**To do**
Keep only the lines where "React" appears.

**Information provided**
────────────────────
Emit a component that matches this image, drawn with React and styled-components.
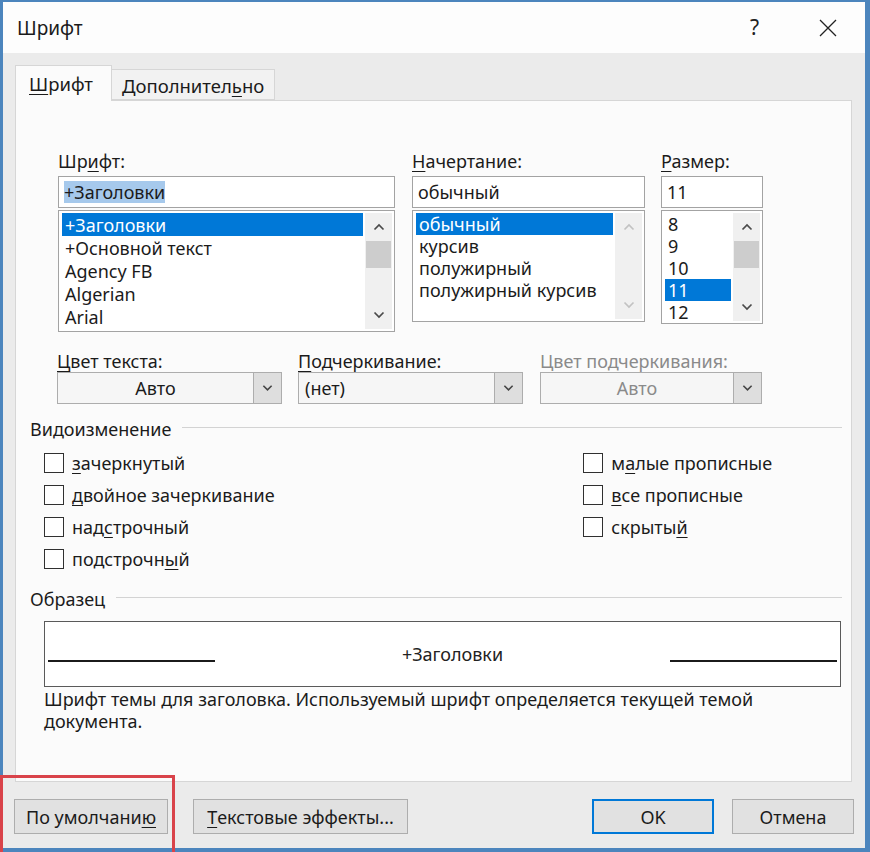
import React from "react";
import styled, { createGlobalStyle } from "styled-components";

const Global = createGlobalStyle`
  html, body { margin: 0; padding: 0; background: #ffffff; }
  body { font-family: "Noto Sans", "Open Sans", "DejaVu Sans", sans-serif; color: #1b1b1b; }
  * { box-sizing: border-box; }
  u { text-decoration: underline; text-decoration-thickness: 1px; text-underline-offset: 3px; }
`;

const Screen = styled.div`
  position: relative;
  width: 870px;
  height: 852px;
  overflow: hidden;
`;

const Window = styled.div`
  width: 870px;
  height: 852px;
  border: 3px solid #4c85bd;
  border-top-width: 2px;
  border-right-width: 5px;
  border-bottom-width: 4px;
  background: #ebebeb;
  display: flex;
  flex-direction: column;
`;

const TitleBar = styled.div`
  height: 51px;
  flex: none;
  background: #fdfdfd;
  display: flex;
  align-items: center;
  padding: 0 28px 0 14px;
  font-size: 19px;
`;

const Title = styled.div`
  flex: 1;
`;

const TitleControls = styled.div`
  display: flex;
  align-items: center;
  gap: 60px;
  color: #222;
`;

const Help = styled.span`
  font-size: 21px;
  line-height: 1;
`;

const Body = styled.div`
  flex: 1;
  display: flex;
  flex-direction: column;
  padding: 12px 13px 0 12px;
`;

const TabRow = styled.div`
  height: 35px;
  display: flex;
  align-items: flex-end;
`;

const Tab = styled.div`
  position: relative;
  z-index: ${(p) => (p.$active ? 2 : 1)};
  height: ${(p) => (p.$active ? 36 : 31)}px;
  margin-bottom: ${(p) => (p.$active ? -1 : 0)}px;
  padding: ${(p) => (p.$active ? "0 18px 0 13px" : "2px 10px 0 10px")};
  background: ${(p) => (p.$active ? "#fbfbfb" : "#f2f2f2")};
  border: 1px solid #d6d6d6;
  border-bottom: ${(p) => (p.$active ? "none" : "1px solid #d6d6d6")};
  border-left: ${(p) => (p.$active ? "1px solid #d6d6d6" : "none")};
  display: flex;
  align-items: center;
  font-size: 18.5px;
`;

const Panel = styled.div`
  height: 682px;
  background: #fbfbfb;
  border: 1px solid #d6d6d6;
  padding: 49px 9px 0 14px;
  display: flex;
  flex-direction: column;
  font-size: 18px;
  line-height: 22px;
`;

const FontRow = styled.div`
  display: flex;
  align-items: flex-start;
  padding-left: ${(p) => p.$indent}px;
  gap: ${(p) => p.$gap}px;
  margin-top: ${(p) => p.$top || 0}px;
`;

const Field = styled.div`
  width: ${(p) => p.$w}px;
  margin-left: ${(p) => p.$shift || 0}px;
  display: flex;
  flex-direction: column;
`;

const Label = styled.div`
  height: 22px;
  margin-bottom: ${(p) => p.$mb ?? 4}px;
  color: ${(p) => (p.$disabled ? "#8a8a8a" : "#1b1b1b")};
  white-space: nowrap;
`;

const TextInput = styled.div`
  height: 32px;
  border: 1px solid #a3a3a3;
  background: #ffffff;
  display: flex;
  align-items: center;
  padding-left: 5px;
`;

const Highlight = styled.span`
  background: #a6c9ec;
  line-height: 22px;
`;

const ListBox = styled.div`
  height: ${(p) => p.$h}px;
  margin-top: 2px;
  border: 1px solid #a3a3a3;
  background: #ffffff;
  padding: 2px 2px 2px 3px;
  display: flex;
  gap: 2px;
`;

const Items = styled.div`
  flex: 1;
  display: flex;
  flex-direction: column;
`;

const Item = styled.div`
  height: ${(p) => p.$rh}px;
  flex: none;
  display: flex;
  align-items: center;
  line-height: 18px;
  padding-left: 3px;
  white-space: nowrap;
  background: ${(p) => (p.$sel ? "#0078d7" : "transparent")};
  color: ${(p) => (p.$sel ? "#ffffff" : "#1b1b1b")};
`;

const ScrollBar = styled.div`
  width: 27px;
  flex: none;
  background: #f0f0f0;
  display: flex;
  flex-direction: column;
`;

const ScrollArrow = styled.div`
  height: 28px;
  flex: none;
  display: flex;
  align-items: center;
  justify-content: center;
`;

const Track = styled.div`
  flex: 1;
`;

const Thumb = styled.div`
  height: 27px;
  margin: 0 1px;
  background: #cdcdcd;
`;

const Select = styled.div`
  height: 32px;
  border: 1px solid #adadad;
  background: #f6f6f6;
  display: flex;
`;

const SelectValue = styled.div`
  flex: 1;
  display: flex;
  align-items: center;
  justify-content: ${(p) => (p.$center ? "center" : "flex-start")};
  padding: 0 6px;
  color: ${(p) => (p.$disabled ? "#8a8a8a" : "#1b1b1b")};
`;

const SelectButton = styled.div`
  width: 28px;
  flex: none;
  background: #dedede;
  border-left: 1px solid #adadad;
  display: flex;
  align-items: center;
  justify-content: center;
`;

const SectionHeader = styled.div`
  display: flex;
  align-items: center;
  gap: 11px;
  height: 22px;
  margin-top: ${(p) => p.$top}px;
  &::after {
    content: "";
    flex: 1;
    height: 1px;
    background: #d3d3d3;
    transform: translateY(-2px);
  }
`;

const Checks = styled.div`
  display: flex;
  padding-left: 14px;
  margin-top: 7px;
`;

const CheckColumn = styled.div`
  width: ${(p) => p.$w}px;
  display: flex;
  flex-direction: column;
`;

const CheckRow = styled.div`
  height: 32px;
  display: flex;
  align-items: center;
  gap: 8px;
  white-space: nowrap;
`;

const Box = styled.span`
  width: 20px;
  height: 20px;
  flex: none;
  border: 1.7px solid #303030;
  background: #ffffff;
`;

const Sample = styled.div`
  height: 66px;
  margin: 11px 1px 0 14px;
  border: 1px solid #5a5a5a;
  background: #ffffff;
  display: flex;
  align-items: center;
  padding: 0 3px;
`;

const SampleLine = styled.div`
  width: 167px;
  height: 1.5px;
  background: #1b1b1b;
  margin-top: 14px;
`;

const SampleText = styled.div`
  flex: 1;
  text-align: center;
  padding-left: 20px;
  font-size: 18px;
  color: #222;
`;

const Description = styled.div`
  margin: 1px 0 0 14px;
  width: 760px;
`;

const Footer = styled.div`
  height: 66px;
  flex: none;
  display: flex;
  align-items: flex-start;
  padding: 17px 11px 0 11px;
  margin: 0 -13px 0 -12px;
`;

const Button = styled.div`
  width: ${(p) => p.$w}px;
  height: 35px;
  margin-right: ${(p) => p.$mr || 0}px;
  margin-left: ${(p) => (p.$push ? "auto" : "0")};
  background: #e1e1e1;
  border: ${(p) => (p.$primary ? "2px solid #0078d7" : "1px solid #adadad")};
  display: flex;
  align-items: center;
  justify-content: center;
  font-size: 18px;
  color: #1b1b1b;
  white-space: nowrap;
`;

const Annotation = styled.div`
  position: absolute;
  left: 0;
  top: 775px;
  width: 175px;
  height: 90px;
  border: 3px solid #d9434a;
  pointer-events: none;
`;

const Chevron = ({ up, color = "#555", w = 12 }) => (
  <svg width={w} height="8" viewBox="0 0 12 8">
    <path
      d={up ? "M1.5 6.5 L6 2 L10.5 6.5" : "M1.5 1.5 L6 6 L10.5 1.5"}
      fill="none"
      stroke={color}
      strokeWidth="1.7"
    />
  </svg>
);

const Close = () => (
  <svg width="18" height="18" viewBox="0 0 18 18">
    <path d="M1 1 L17 17 M17 1 L1 17" stroke="#222" strokeWidth="1.3" fill="none" />
  </svg>
);

const Scroll = ({ thumb, disabled }) => (
  <ScrollBar>
    <ScrollArrow>
      <Chevron up color={disabled ? "#c2c2c2" : "#4a4a4a"} />
    </ScrollArrow>
    {thumb && <Thumb />}
    <Track />
    <ScrollArrow>
      <Chevron color={disabled ? "#c2c2c2" : "#4a4a4a"} />
    </ScrollArrow>
  </ScrollBar>
);

const List = ({ h, rh, items, selected, thumb, disabled }) => (
  <ListBox $h={h}>
    <Items>
      {items.map((it) => (
        <Item key={it} $rh={rh} $sel={it === selected}>
          {it}
        </Item>
      ))}
    </Items>
    <Scroll thumb={thumb} disabled={disabled} />
  </ListBox>
);

const Dropdown = ({ value, center, disabled }) => (
  <Select>
    <SelectValue $center={center} $disabled={disabled}>
      {value}
    </SelectValue>
    <SelectButton>
      <Chevron color="#444" w={11} />
    </SelectButton>
  </Select>
);

const Check = ({ children }) => (
  <CheckRow>
    <Box />
    <span>{children}</span>
  </CheckRow>
);

export default function App() {
  return (
    <Screen>
      <Global />
      <Window>
        <TitleBar>
          <Title>Шрифт</Title>
          <TitleControls>
            <Help>?</Help>
            <Close />
          </TitleControls>
        </TitleBar>
        <Body>
          <TabRow>
            <Tab $active>
              <span>
                <u>Ш</u>рифт
              </span>
            </Tab>
            <Tab>
              <span>
                Дополнител<u>ь</u>но
              </span>
            </Tab>
          </TabRow>
          <Panel>
            <FontRow $indent={28} $gap={17}>
              <Field $w={337}>
                <Label>
                  Шр<u>и</u>фт:
                </Label>
                <TextInput>
                  <Highlight>+Заголовки</Highlight>
                </TextInput>
                <List
                  h={122}
                  rh={23}
                  items={["+Заголовки", "+Основной текст", "Agency FB", "Algerian", "Arial"]}
                  selected="+Заголовки"
                  thumb
                />
              </Field>
              <Field $w={233}>
                <Label>
                  <u>Н</u>ачертание:
                </Label>
                <TextInput>обычный</TextInput>
                <List
                  h={112}
                  rh={22}
                  items={["обычный", "курсив", "полужирный", "полужирный курсив"]}
                  selected="обычный"
                  disabled
                />
              </Field>
              <Field $w={102} $shift={-1}>
                <Label>
                  <u>Р</u>азмер:
                </Label>
                <TextInput>11</TextInput>
                <List
                  h={114}
                  rh={22}
                  items={["8", "9", "10", "11", "12"]}
                  selected="11"
                  thumb
                />
              </Field>
            </FontRow>

            <FontRow $indent={27} $gap={16} $top={18}>
              <Field $w={225}>
                <Label $mb={0}>
                  <u>Ц</u>вет текста:
                </Label>
                <Dropdown value="Авто" center />
              </Field>
              <Field $w={225}>
                <Label $mb={0}>
                  <u>П</u>одчеркивание:
                </Label>
                <Dropdown value="(нет)" />
              </Field>
              <Field $w={222} $shift={1}>
                <Label $mb={0} $disabled>
                  Цвет подчеркивания:
                </Label>
                <Dropdown value="Авто" center disabled />
              </Field>
            </FontRow>

            <SectionHeader $top={14}>Видоизменение</SectionHeader>
            <Checks>
              <CheckColumn $w={542}>
                <Check>
                  <u>з</u>ачеркнутый
                </Check>
                <Check>
                  <u>д</u>войное зачеркивание
                </Check>
                <Check>
                  над<u>с</u>трочный
                </Check>
                <Check>
                  подстрочн<u>ы</u>й
                </Check>
              </CheckColumn>
              <CheckColumn $w={260}>
                <Check>
                  м<u>а</u>лые прописные
                </Check>
                <Check>
                  <u>в</u>се прописные
                </Check>
                <Check>
                  скрыты<u>й</u>
                </Check>
              </CheckColumn>
            </Checks>

            <SectionHeader $top={13}>Образец</SectionHeader>
            <Sample>
              <SampleLine />
              <SampleText>+Заголовки</SampleText>
              <SampleLine />
            </Sample>
            <Description>
              Шрифт темы для заголовка. Используемый шрифт определяется текущей темой документа.
            </Description>
          </Panel>
          <Footer>
            <Button $w={154} $mr={25}>
              По умолчани<u>ю</u>
            </Button>
            <Button $w={215}>
              <u>Т</u>екстовые эффекты...
            </Button>
            <Button $w={122} $mr={18} $push $primary>
              OK
            </Button>
            <Button $w={122}>Отмена</Button>
          </Footer>
        </Body>
      </Window>
      <Annotation />
    </Screen>
  );
}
────────────────────
**Full answer**
Emit a component that matches this image, drawn with React and styled-components.
import React from "react";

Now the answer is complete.